Each entry below should be written out exactly as it is, with no pictures.

• PROVIDED RECORDS:
— start —

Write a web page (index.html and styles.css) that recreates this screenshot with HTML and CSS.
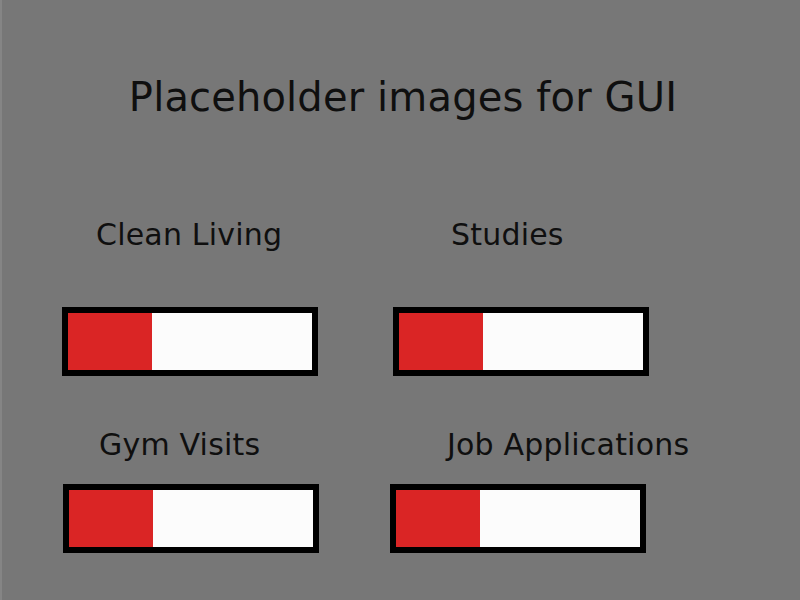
FILE: index.html
```html
<!DOCTYPE html>
<html lang="en">
<head>
    <meta charset="UTF-8">
    <meta name="viewport" content="width=device-width, initial-scale=1.0">
    <title>Placeholder images for GUI</title>
    <link rel="stylesheet" href="styles.css">
</head>
<body>
    <h1 class="title">Placeholder images for GUI</h1>

    <main class="board">
        <div class="row row-labels row-first">
            <span class="label label-clean">Clean Living</span>
            <span class="label label-studies">Studies</span>
        </div>
        <div class="row row-bars row-first-bars">
            <div class="meter meter-clean"><div class="meter-fill" style="width: 84px"></div></div>
            <div class="meter meter-studies"><div class="meter-fill" style="width: 84px"></div></div>
        </div>

        <div class="row row-labels row-second">
            <span class="label label-gym">Gym Visits</span>
            <span class="label label-jobs">Job Applications</span>
        </div>
        <div class="row row-bars row-second-bars">
            <div class="meter meter-gym"><div class="meter-fill" style="width: 84px"></div></div>
            <div class="meter meter-jobs"><div class="meter-fill" style="width: 84px"></div></div>
        </div>
    </main>
</body>
</html>
```

FILE: styles.css
```css
:root {
    --bg-color: #777777;
    --text-color: #0f0f0f;
    --fill-color: #da2525;
    --track-color: #fcfcfc;
}

* {
    margin: 0;
    padding: 0;
    box-sizing: border-box;
}

html, body {
    height: 100%;
}

body {
    background-color: var(--bg-color);
    border-left: 2px solid #858585;
    color: var(--text-color);
    font-family: 'DejaVu Sans', Verdana, sans-serif;
    padding-top: 73px;
}

.title {
    font-size: 40px;
    font-weight: normal;
    line-height: 48px;
    text-align: center;
    margin-left: 4px;
    letter-spacing: 0.15px;
}

.board {
    padding-left: 60px;
}

.row {
    display: grid;
    grid-template-columns: 328px 1fr;
}

.row-first {
    margin-top: 97px;
}

.row-first-bars {
    margin-top: 55px;
}

.row-second {
    margin-top: 52px;
}

.row-second-bars {
    margin-top: 22px;
}

.label {
    font-size: 30px;
    line-height: 34px;
    letter-spacing: 0.2px;
    white-space: nowrap;
}

.label-clean { margin-left: 34px; }
.label-studies { margin-left: 61px; }
.label-gym { margin-left: 37px; }
.label-jobs { margin-left: 57px; }

.meter {
    width: 256px;
    height: 69px;
    border: 6px solid #000;
    background: var(--track-color);
    display: flex;
}

.meter-fill {
    height: 100%;
    background: var(--fill-color);
}

.meter-clean { margin-left: 0; }
.meter-studies { margin-left: 3px; }
.meter-gym { margin-left: 1px; }
.meter-jobs { margin-left: 0; }
```
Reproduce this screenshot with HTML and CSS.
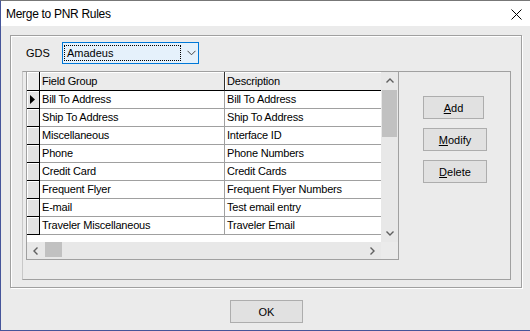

— end —

• WORKED ANSWER:
Write a web page (index.html and styles.css) that recreates this screenshot with HTML and CSS.
FILE: index.html
```html
<!DOCTYPE html>
<html lang="en">
<head>
    <meta charset="UTF-8">
    <meta name="viewport" content="width=device-width, initial-scale=1.0">
    <title>Placeholder images for GUI</title>
    <link rel="stylesheet" href="styles.css">
</head>
<body>
    <h1 class="title">Placeholder images for GUI</h1>

    <main class="board">
        <div class="row row-labels row-first">
            <span class="label label-clean">Clean Living</span>
            <span class="label label-studies">Studies</span>
        </div>
        <div class="row row-bars row-first-bars">
            <div class="meter meter-clean"><div class="meter-fill" style="width: 84px"></div></div>
            <div class="meter meter-studies"><div class="meter-fill" style="width: 84px"></div></div>
        </div>

        <div class="row row-labels row-second">
            <span class="label label-gym">Gym Visits</span>
            <span class="label label-jobs">Job Applications</span>
        </div>
        <div class="row row-bars row-second-bars">
            <div class="meter meter-gym"><div class="meter-fill" style="width: 84px"></div></div>
            <div class="meter meter-jobs"><div class="meter-fill" style="width: 84px"></div></div>
        </div>
    </main>
</body>
</html>
```

FILE: styles.css
```css
:root {
    --bg-color: #777777;
    --text-color: #0f0f0f;
    --fill-color: #da2525;
    --track-color: #fcfcfc;
}

* {
    margin: 0;
    padding: 0;
    box-sizing: border-box;
}

html, body {
    height: 100%;
}

body {
    background-color: var(--bg-color);
    border-left: 2px solid #858585;
    color: var(--text-color);
    font-family: 'DejaVu Sans', Verdana, sans-serif;
    padding-top: 73px;
}

.title {
    font-size: 40px;
    font-weight: normal;
    line-height: 48px;
    text-align: center;
    margin-left: 4px;
    letter-spacing: 0.15px;
}

.board {
    padding-left: 60px;
}

.row {
    display: grid;
    grid-template-columns: 328px 1fr;
}

.row-first {
    margin-top: 97px;
}

.row-first-bars {
    margin-top: 55px;
}

.row-second {
    margin-top: 52px;
}

.row-second-bars {
    margin-top: 22px;
}

.label {
    font-size: 30px;
    line-height: 34px;
    letter-spacing: 0.2px;
    white-space: nowrap;
}

.label-clean { margin-left: 34px; }
.label-studies { margin-left: 61px; }
.label-gym { margin-left: 37px; }
.label-jobs { margin-left: 57px; }

.meter {
    width: 256px;
    height: 69px;
    border: 6px solid #000;
    background: var(--track-color);
    display: flex;
}

.meter-fill {
    height: 100%;
    background: var(--fill-color);
}

.meter-clean { margin-left: 0; }
.meter-studies { margin-left: 3px; }
.meter-gym { margin-left: 1px; }
.meter-jobs { margin-left: 0; }
```
Reproduce this screenshot with HTML and CSS.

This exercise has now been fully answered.